Filter the listing and keep only the lines with the word "index".

((

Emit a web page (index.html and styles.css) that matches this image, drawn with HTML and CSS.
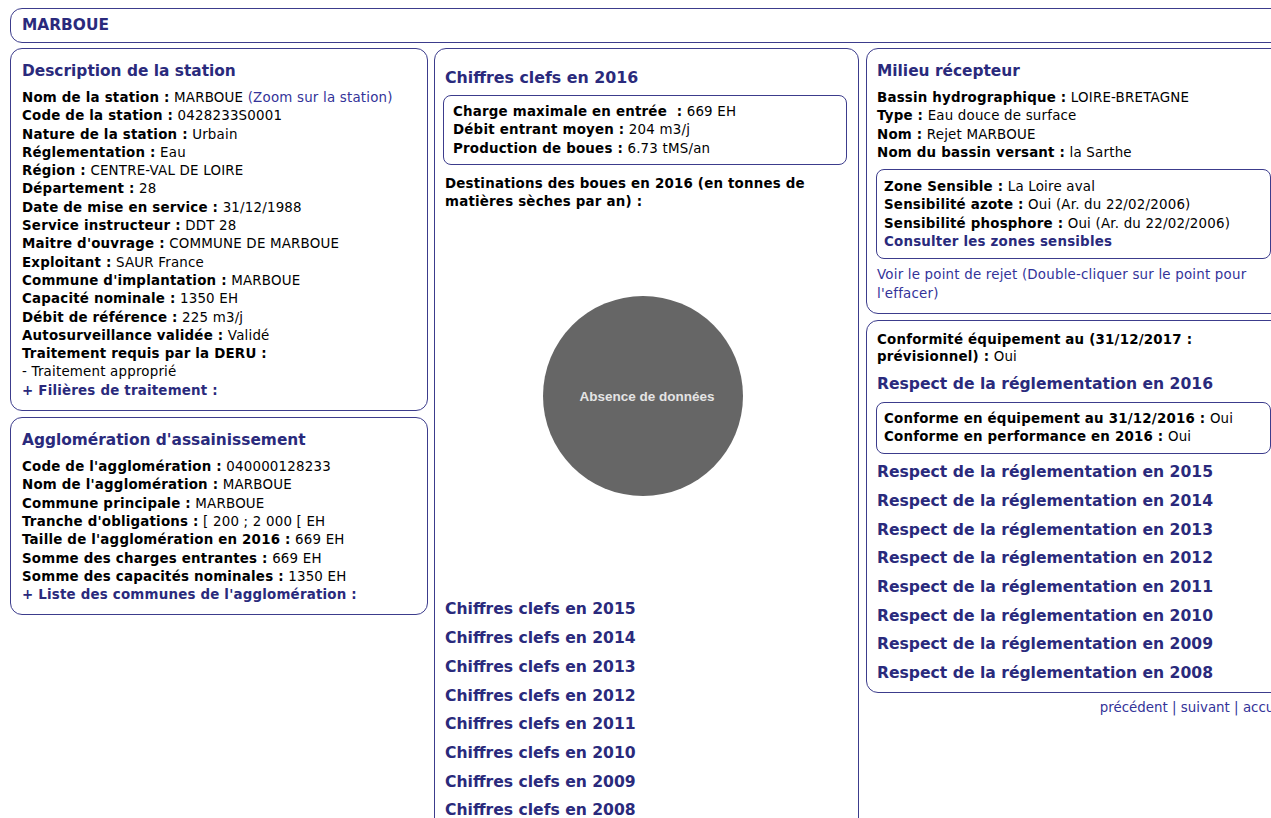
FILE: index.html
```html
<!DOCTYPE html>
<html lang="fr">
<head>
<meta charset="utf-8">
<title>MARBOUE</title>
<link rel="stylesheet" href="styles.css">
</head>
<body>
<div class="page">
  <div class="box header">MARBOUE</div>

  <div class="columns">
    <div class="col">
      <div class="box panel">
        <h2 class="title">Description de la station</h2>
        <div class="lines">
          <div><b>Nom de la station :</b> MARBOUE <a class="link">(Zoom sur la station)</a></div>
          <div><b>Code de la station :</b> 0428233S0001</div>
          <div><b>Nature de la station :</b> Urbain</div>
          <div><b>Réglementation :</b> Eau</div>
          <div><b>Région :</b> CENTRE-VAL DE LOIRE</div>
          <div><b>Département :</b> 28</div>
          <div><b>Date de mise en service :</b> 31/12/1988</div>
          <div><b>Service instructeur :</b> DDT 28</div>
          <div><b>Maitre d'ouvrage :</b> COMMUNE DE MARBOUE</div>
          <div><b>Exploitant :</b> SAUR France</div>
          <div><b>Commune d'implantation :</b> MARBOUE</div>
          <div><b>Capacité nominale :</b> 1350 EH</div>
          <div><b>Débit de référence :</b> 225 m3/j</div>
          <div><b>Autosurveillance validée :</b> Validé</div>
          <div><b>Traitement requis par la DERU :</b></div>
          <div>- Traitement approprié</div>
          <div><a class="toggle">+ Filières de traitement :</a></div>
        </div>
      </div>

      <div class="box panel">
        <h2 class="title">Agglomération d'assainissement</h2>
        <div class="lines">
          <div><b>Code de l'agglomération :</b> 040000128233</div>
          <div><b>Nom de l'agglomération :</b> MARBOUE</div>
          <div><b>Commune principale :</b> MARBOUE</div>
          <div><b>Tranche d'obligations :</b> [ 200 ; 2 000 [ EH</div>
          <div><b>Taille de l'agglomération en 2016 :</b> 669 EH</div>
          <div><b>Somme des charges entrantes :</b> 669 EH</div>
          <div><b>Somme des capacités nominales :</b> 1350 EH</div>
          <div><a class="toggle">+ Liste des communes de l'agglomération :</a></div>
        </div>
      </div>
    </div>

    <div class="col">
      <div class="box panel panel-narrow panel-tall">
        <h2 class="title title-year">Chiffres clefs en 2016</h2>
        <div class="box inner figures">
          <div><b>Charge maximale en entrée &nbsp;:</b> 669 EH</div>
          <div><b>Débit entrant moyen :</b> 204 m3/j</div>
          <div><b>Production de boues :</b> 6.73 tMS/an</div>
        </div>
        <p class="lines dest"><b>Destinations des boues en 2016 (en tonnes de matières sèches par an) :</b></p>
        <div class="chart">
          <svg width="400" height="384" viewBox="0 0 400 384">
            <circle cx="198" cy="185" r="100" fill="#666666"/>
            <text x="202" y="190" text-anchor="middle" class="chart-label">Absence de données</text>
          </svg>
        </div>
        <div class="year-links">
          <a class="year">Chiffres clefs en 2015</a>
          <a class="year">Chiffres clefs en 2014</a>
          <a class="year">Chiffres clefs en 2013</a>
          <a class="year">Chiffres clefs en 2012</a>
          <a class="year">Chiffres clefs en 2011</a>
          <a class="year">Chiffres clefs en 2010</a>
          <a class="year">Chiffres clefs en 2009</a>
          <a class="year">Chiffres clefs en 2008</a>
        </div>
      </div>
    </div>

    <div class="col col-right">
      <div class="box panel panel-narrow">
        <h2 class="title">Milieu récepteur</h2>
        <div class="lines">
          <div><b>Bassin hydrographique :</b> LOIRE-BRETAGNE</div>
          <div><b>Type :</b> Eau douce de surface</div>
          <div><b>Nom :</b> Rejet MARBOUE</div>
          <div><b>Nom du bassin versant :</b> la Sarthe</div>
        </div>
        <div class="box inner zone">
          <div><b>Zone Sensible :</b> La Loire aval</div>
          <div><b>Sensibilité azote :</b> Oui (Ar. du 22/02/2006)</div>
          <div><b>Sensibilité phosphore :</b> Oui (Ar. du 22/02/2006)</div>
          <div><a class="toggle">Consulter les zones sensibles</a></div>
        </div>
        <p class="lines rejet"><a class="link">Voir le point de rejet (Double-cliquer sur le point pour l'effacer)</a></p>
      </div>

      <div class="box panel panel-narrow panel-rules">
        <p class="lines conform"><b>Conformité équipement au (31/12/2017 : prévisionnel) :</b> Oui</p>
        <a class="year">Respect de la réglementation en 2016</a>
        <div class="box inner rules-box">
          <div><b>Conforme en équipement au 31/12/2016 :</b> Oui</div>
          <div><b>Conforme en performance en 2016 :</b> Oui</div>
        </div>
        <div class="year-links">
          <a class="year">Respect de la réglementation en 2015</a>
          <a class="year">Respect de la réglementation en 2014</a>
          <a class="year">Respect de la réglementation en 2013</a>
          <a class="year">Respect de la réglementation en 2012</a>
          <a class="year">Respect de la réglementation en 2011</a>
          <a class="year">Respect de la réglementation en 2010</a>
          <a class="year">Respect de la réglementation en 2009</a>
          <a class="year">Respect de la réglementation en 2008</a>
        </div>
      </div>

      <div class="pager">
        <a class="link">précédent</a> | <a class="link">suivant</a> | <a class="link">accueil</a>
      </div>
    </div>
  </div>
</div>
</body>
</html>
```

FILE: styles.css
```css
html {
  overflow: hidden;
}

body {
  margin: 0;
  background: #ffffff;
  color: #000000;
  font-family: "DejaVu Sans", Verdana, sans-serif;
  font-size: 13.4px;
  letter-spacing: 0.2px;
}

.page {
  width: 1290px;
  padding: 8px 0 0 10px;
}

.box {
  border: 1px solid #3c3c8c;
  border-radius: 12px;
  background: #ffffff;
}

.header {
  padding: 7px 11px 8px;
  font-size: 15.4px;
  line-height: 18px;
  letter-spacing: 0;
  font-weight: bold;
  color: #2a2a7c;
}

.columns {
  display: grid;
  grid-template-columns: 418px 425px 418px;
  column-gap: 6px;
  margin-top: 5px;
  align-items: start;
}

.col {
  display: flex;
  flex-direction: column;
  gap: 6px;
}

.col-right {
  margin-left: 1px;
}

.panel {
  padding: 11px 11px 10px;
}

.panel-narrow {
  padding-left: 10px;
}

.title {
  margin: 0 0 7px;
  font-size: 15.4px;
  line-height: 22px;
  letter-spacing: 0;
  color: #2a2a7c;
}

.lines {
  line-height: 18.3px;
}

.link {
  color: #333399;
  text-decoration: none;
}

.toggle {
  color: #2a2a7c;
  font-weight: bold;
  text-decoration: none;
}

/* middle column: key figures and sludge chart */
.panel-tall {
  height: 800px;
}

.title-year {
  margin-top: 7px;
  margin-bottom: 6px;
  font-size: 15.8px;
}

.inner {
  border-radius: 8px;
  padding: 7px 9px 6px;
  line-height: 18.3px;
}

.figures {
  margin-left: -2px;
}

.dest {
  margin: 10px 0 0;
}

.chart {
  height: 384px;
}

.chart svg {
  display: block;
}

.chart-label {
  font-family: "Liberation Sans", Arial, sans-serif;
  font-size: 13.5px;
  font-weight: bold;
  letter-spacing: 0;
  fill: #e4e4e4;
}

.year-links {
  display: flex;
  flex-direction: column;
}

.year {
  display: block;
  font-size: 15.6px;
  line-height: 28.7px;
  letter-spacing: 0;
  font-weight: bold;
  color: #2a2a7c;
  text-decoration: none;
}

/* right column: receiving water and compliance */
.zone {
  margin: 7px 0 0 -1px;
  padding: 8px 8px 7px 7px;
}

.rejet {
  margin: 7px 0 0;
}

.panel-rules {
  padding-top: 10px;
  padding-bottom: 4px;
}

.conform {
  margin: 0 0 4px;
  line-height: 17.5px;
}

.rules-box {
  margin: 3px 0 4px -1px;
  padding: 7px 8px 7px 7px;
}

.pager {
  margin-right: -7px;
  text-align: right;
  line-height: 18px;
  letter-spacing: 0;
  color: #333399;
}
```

))

● THE RESULT
Emit a web page (index.html and styles.css) that matches this image, drawn with HTML and CSS.
FILE: index.html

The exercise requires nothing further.